* start Information supplied *

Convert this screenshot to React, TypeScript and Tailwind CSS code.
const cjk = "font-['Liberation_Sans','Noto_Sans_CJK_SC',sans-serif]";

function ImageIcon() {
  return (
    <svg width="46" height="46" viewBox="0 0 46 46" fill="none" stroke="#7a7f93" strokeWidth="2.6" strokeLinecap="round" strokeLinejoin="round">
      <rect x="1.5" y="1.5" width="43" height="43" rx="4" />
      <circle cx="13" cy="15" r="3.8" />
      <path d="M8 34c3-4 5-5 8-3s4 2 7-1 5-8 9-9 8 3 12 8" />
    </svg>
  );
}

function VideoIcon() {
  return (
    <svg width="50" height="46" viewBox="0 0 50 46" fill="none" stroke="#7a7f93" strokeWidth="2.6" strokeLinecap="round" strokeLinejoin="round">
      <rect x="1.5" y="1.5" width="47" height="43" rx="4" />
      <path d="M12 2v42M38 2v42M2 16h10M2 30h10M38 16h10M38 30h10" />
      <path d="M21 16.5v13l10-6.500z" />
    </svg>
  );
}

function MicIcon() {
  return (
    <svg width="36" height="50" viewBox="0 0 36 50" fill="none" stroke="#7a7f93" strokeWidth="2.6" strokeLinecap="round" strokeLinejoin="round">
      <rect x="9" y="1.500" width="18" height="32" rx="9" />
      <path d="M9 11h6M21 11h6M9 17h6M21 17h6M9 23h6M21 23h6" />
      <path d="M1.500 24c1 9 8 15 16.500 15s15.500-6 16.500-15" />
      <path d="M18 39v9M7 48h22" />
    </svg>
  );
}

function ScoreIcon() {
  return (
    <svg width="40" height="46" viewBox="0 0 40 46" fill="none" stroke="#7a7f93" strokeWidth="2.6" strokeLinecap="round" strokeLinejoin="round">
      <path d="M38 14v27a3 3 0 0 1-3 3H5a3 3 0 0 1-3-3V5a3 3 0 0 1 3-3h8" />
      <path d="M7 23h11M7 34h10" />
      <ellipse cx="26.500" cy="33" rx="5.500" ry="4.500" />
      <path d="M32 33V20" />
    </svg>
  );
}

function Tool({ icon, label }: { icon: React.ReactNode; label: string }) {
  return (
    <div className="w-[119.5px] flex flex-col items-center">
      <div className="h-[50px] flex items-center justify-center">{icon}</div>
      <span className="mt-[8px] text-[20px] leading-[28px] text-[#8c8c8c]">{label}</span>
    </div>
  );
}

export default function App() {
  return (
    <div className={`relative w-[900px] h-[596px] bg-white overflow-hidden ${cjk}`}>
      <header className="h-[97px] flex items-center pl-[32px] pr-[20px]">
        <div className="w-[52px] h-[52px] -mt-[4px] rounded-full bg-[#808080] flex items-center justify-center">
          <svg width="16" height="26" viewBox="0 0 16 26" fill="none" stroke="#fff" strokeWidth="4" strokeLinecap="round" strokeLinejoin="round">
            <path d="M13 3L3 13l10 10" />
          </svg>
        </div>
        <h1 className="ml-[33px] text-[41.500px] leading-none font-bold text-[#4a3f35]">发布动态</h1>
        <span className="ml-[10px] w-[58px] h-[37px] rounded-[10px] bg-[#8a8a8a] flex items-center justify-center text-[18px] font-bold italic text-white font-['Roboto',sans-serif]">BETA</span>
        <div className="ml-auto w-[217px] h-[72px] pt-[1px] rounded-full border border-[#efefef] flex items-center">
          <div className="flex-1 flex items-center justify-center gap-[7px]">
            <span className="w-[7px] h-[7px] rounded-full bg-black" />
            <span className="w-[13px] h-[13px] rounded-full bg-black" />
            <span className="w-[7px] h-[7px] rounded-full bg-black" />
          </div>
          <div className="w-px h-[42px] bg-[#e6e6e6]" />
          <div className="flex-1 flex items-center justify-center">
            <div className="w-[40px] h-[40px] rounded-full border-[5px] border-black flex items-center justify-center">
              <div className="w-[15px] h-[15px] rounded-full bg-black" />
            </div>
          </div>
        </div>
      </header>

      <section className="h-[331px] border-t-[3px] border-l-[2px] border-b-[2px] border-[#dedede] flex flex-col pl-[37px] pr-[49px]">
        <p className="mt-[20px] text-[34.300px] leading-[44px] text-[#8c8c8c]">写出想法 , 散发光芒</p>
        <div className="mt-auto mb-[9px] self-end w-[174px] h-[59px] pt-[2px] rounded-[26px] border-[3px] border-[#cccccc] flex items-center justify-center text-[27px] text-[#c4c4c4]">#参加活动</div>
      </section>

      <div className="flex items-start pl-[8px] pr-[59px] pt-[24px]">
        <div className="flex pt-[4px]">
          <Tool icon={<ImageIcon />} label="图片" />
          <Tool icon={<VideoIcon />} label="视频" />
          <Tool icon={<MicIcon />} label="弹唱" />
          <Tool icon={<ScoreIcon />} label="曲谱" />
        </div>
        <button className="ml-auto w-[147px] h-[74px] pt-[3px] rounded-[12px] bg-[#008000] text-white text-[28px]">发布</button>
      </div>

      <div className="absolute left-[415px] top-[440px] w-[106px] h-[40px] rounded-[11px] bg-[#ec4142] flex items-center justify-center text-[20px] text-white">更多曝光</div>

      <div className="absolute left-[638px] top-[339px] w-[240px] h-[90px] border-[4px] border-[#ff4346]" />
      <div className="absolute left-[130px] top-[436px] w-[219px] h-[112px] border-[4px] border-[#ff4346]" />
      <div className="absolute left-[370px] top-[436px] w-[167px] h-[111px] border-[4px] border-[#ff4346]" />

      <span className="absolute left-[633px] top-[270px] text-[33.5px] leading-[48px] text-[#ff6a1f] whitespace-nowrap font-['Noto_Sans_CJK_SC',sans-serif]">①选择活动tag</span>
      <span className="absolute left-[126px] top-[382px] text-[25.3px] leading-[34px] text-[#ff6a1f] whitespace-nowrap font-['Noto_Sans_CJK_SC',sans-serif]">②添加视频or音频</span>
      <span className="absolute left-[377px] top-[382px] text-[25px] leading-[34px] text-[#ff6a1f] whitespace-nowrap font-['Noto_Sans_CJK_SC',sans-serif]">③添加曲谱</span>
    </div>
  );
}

* end Information supplied *

### Given task:
From the data above, copy each line where the string "React" appears.

### Answer to this problem:
Convert this screenshot to React, TypeScript and Tailwind CSS code.
function Tool({ icon, label }: { icon: React.ReactNode; label: string }) {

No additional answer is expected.